On Sunday, after CNN had already reported inaccurately that the Atlanta man was “unarmed,” it hosted former NAACP President Ben Jealous, who argued that “a Taser is not a lethal weapon” and that the officer who shot Brooks had “no reason” to “fear for his life.”
“Yes,” host Wolf Blitzer agreed, “and if you’re unarmed, except for a Taser, which is not, you correctly point out, not a lethal weapon, even if you run away, that doesn’t — you don’t deserve the death sentence, you don’t deserve to die, to be shot in the back as you’re running away and killed as a result of that especially when the police will have opportunities to catch you down the road in the not-too-distant future.”
Later, on Monday, CNN continued to claim with false certainty that “Brooks was unarmed.”
A report by the network even quotes CNN law enforcement analyst Charles Ramsey as saying, “Now you know he’s not in possession of a firearm or any other deadly weapon.”
Host Laura Jarrett on Monday continued to muddy the issue with misleading language, saying, “As the nation continues to protest the killing of unarmed black men, police shoot and kill a black man in Atlanta.”

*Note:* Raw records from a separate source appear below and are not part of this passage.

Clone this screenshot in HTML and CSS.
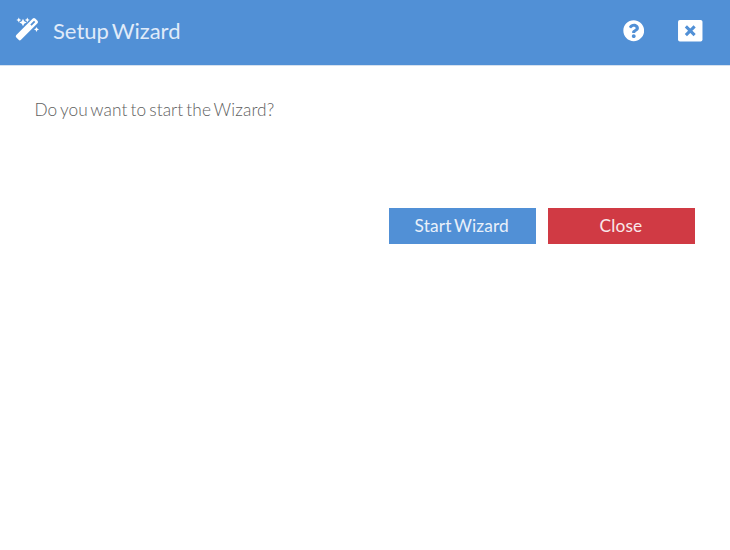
FILE: index.html
```html
<!DOCTYPE html>
<html lang="en">
<head>
<meta charset="utf-8">
<title>Setup Wizard</title>
<link rel="stylesheet" href="styles.css">
</head>
<body>
<header class="bar">
  <svg class="wand" viewBox="0 0 24 24" aria-hidden="true"><path fill-rule="evenodd" d="M17.800 1.500a1.700 1.700 0 0 1 2.400 0l2.300 2.300a1.700 1.700 0 0 1 0 2.400L6 22.800a1.700 1.700 0 0 1-2.400 0l-2.300-2.300a1.700 1.700 0 0 1 0-2.400zM19 3.700l-3.700 3.700 1.300 1.300 3.700-3.700zM3.800.5l.8 1.700 1.700.8-1.700.8-.8 1.700-.8-1.700L1.300 3 3 2.200zM8 1.800l1.200 2.500 2.500 1.200-2.500 1.200L8 9.200 6.800 6.700 4.300 5.500l2.500-1.200zM12.300.5l.8 1.700 1.700.8-1.700.8-.8 1.700-.8-1.700L9.800 3l1.700-.8zM21.500 9.900l.8 1.700 1.700.8-1.700.8-.8 1.700-.8-1.700-1.700-.8 1.700-.8z"/></svg>
  <h1 class="title">Setup Wizard</h1>
  <button class="icon-btn help" aria-label="Help"><svg viewBox="0 0 512 512"><path d="M504 256c0 136.997-111.043 248-248 248S8 392.997 8 256C8 119.083 119.043 8 256 8s248 111.083 248 248zM262.655 90c-54.497 0-89.255 22.957-116.549 63.758-3.536 5.286-2.353 12.415 2.715 16.258l34.699 26.310c5.205 3.947 12.621 3.008 16.665-2.122 17.864-22.658 30.113-35.797 57.303-35.797 20.429 0 45.698 13.148 45.698 32.958 0 14.976-12.363 22.667-32.534 33.976C247.128 238.528 216 254.941 216 296v4c0 6.627 5.373 12 12 12h56c6.627 0 12-5.373 12-12v-1.333c0-28.462 83.186-29.647 83.186-106.667 0-58.002-60.165-102-116.531-102zM256 338c-25.365 0-46 20.635-46 46 0 25.364 20.635 46 46 46s46-20.636 46-46c0-25.365-20.635-46-46-46z"/></svg></button>
  <button class="icon-btn close" aria-label="Close window"><svg viewBox="0 0 24 21"><rect width="24" height="21" rx="1.800"/><path class="cross" d="M7.700 6.200l8.600 8.600M16.300 6.200l-8.600 8.600"/></svg></button>
</header>
<main class="content">
  <p class="question">Do you want to start the Wizard?</p>
  <div class="actions">
    <button class="btn primary">Start Wizard</button>
    <button class="btn danger">Close</button>
  </div>
</main>
</body>
</html>
```
FILE: styles.css
```css
body { margin: 0; background: #fff; font-family: Lato, sans-serif; }
button { border: 0; padding: 0; font: inherit; color: #fff; }
svg { display: block; fill: #fff; }
.bar { display: flex; align-items: center; box-sizing: border-box; height: 66px; padding: 0 27.500px 3px 15px; border-bottom: 1px solid #d5e1ef; background: #5190d6; color: #e0ebf9; }
.wand { width: 24px; height: 24px; margin-bottom: 4px; }
.title { margin: 0 auto 0 14px; font-size: 22px; font-weight: 400; line-height: 30px; word-spacing: -2.500px; }
.icon-btn { background: none; }
.help svg { width: 21.500px; height: 21.500px; }
.close { margin-left: 34px; }
.close svg { width: 24.500px; height: 21.400px; }
.cross { stroke: #5190d6; stroke-width: 3; }
.content { padding: 31px 35px 31px 34.500px; }
.question { margin: 0; font-size: 17.300px; font-weight: 300; line-height: 26px; letter-spacing: 0.09px; word-spacing: -1.800px; color: #606060; }
.actions { display: flex; justify-content: flex-end; gap: 12px; margin-top: 85px; }
.btn { box-sizing: border-box; width: 147px; height: 36px; padding: 0 1px 1px 0; font-size: 17.300px; letter-spacing: 0.15px; word-spacing: -2px; color: #e9f0fa; }
.primary { width: 147.500px; background: #5190d6; }
.danger { background: #d03a44; color: #f9e8ea; }
```
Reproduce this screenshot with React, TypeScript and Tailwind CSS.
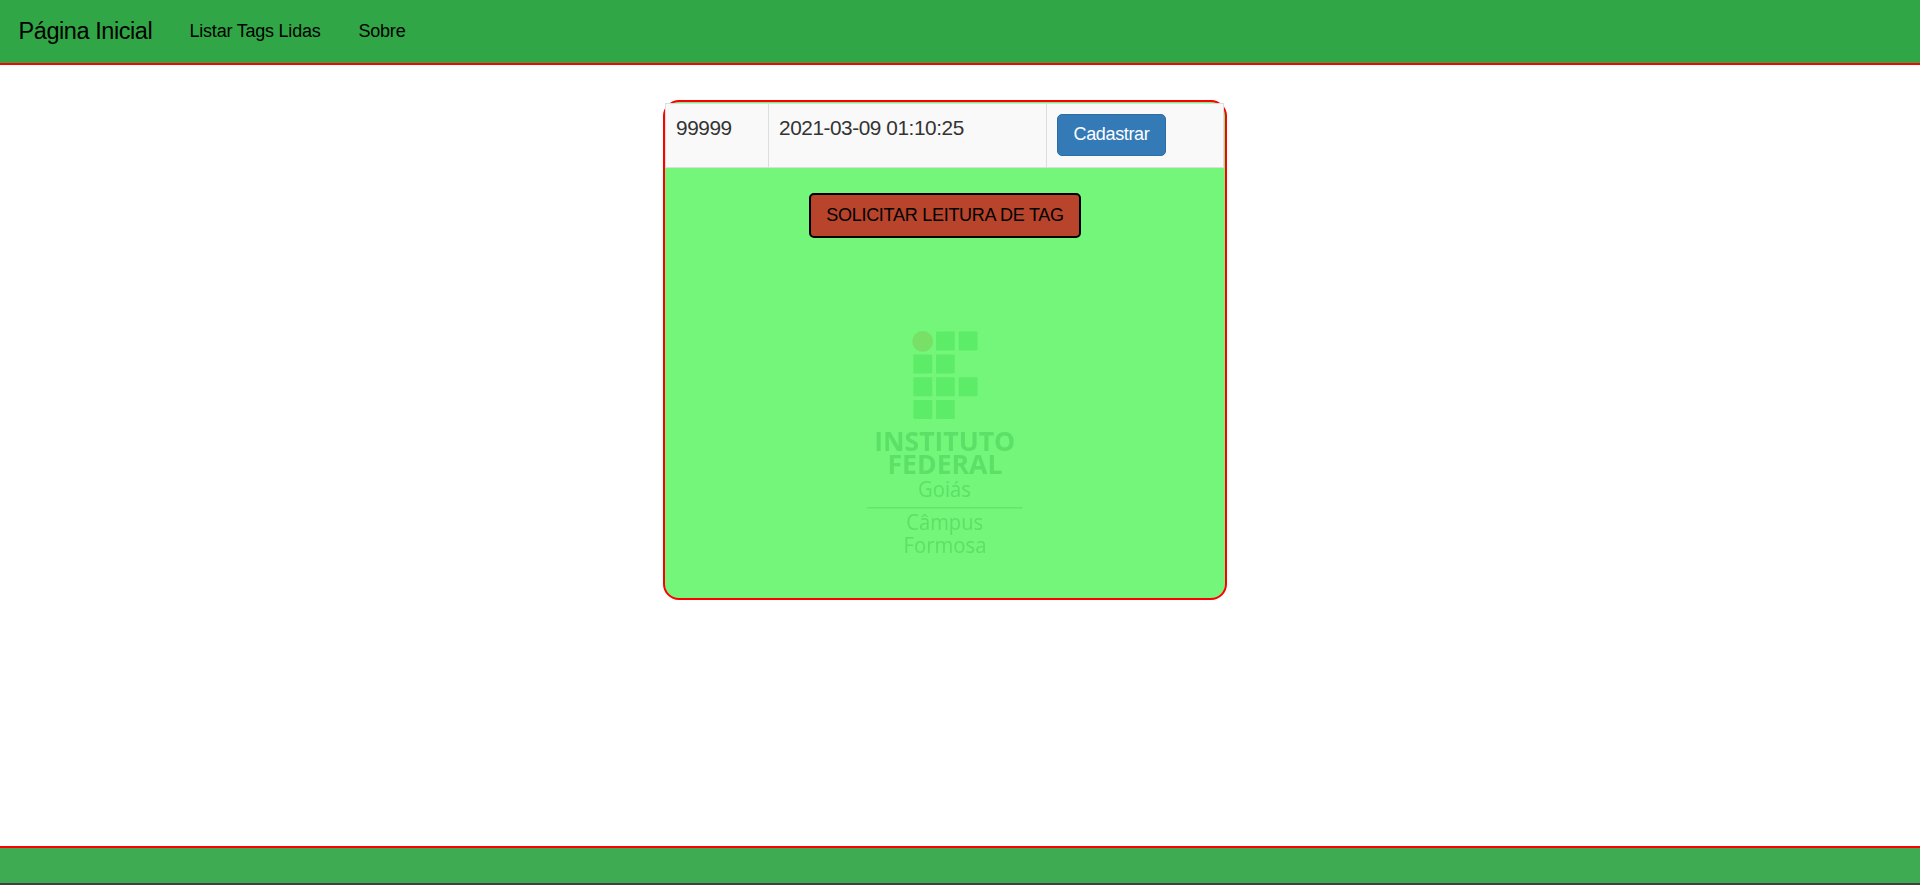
const tiles = [
  [96, 21.6], [118.7, 21.6],
  [73.4, 44.4], [96, 44.4],
  [73.4, 67.2], [96, 67.2], [118.7, 67.2],
  [73.4, 89.9], [96, 89.9],
];

function CampusLogo() {
  return (
    <svg viewBox="0 0 210 260" className="mt-[72px] block h-[260px] w-[210px] self-center font-['Open_Sans','Noto_Sans',sans-serif] blur-[0.4px]">
      <circle cx="82.7" cy="31.3" r="10.4" fill="#78e066" />
      {tiles.map(([x, y]) => (
        <rect key={`${x}-${y}`} x={x} y={y} width="18.8" height="19" rx="0.8" fill="#5dec67" />
      ))}
      <g fill="#5de067" textAnchor="middle">
        <g fontSize="26" fontWeight="700">
          <text x="104.7" y="140.8" textLength="141" lengthAdjust="spacingAndGlyphs">INSTITUTO</text>
          <text x="105" y="163.5" textLength="115" lengthAdjust="spacingAndGlyphs">FEDERAL</text>
        </g>
        <g fontSize="21.3">
          <text x="104.5" y="186.7" textLength="53" lengthAdjust="spacingAndGlyphs">Goiás</text>
          <text x="104.7" y="220" textLength="77" lengthAdjust="spacingAndGlyphs">Câmpus</text>
          <text x="105" y="243" textLength="83" lengthAdjust="spacingAndGlyphs">Formosa</text>
        </g>
      </g>
      <path d="M27 197.8H182.5" stroke="#62e76a" strokeWidth="1.5" />
    </svg>
  );
}

export default function App() {
  return (
    <div className="flex h-[885px] flex-col bg-white font-['Liberation_Sans',Arial,sans-serif] text-[18px] text-black">
      <nav className="flex h-[65px] items-center border-b-2 border-[#ff0000] bg-[#30a646] pl-[18.5px]">
        <a className="w-[134px] text-[23.5px] tracking-[-0.43px] whitespace-nowrap">Página Inicial</a>
        <a className="ml-[37px] w-[131px] tracking-[-0.22px] whitespace-nowrap">Listar Tags Lidas</a>
        <a className="ml-[38px] tracking-[-0.22px]">Sobre</a>
      </nav>
      <main className="flex-1 pt-[35px] pl-[663px]">
        <section className="flex h-[500px] w-[564px] flex-col rounded-[16px] border-2 border-[#ff0000] bg-[#73f679]">
          <div className="mt-px flex h-[65px] w-[559px] border border-[#dddddd] bg-[#f9f9f9] text-[20.8px] leading-[28px] tracking-[-0.44px] text-[#333333]">
            <div className="w-[103px] border-r border-[#dddddd] pt-[10px] pl-[10px]">99999</div>
            <div className="w-[278px] border-r border-[#dddddd] pt-[10px] pl-[10px]">2021-03-09 01:10:25</div>
            <div className="pt-[10px] pl-[10px]">
              <button className="block h-[42px] w-[109px] rounded-[5px] border border-[#2e6da4] bg-[#337ab7] pb-[2px] text-[18px] leading-[24px] tracking-[-0.35px] text-white">
                Cadastrar
              </button>
            </div>
          </div>
          <button className="mt-[25px] h-[45px] w-[272px] self-center rounded-[5px] border-2 border-black bg-[#b8442c] pb-px text-[18px] leading-[24px] tracking-[-0.27px] whitespace-nowrap">
            SOLICITAR LEITURA DE TAG
          </button>
          <CampusLogo />
        </section>
      </main>
      <footer className="h-[39px] border-t-2 border-b-2 border-t-[#ff0000] border-b-[#404040] bg-[#3eab53]" />
    </div>
  );
}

We can debate whether the officers’ initial response was disproportionate. We can also debate whether the officers were wrong to open fire on Brooks after he allegedly stole the Taser. But we cannot state definitively that the victim was “unarmed.” That part of the story is at least an open question.
You would think that, amid the protests and unrest surrounding the wrongful death of George Floyd, newsrooms would handle any new incident involving a black man being killed by the police with extreme caution. But you would be wrong. Very, very wrong.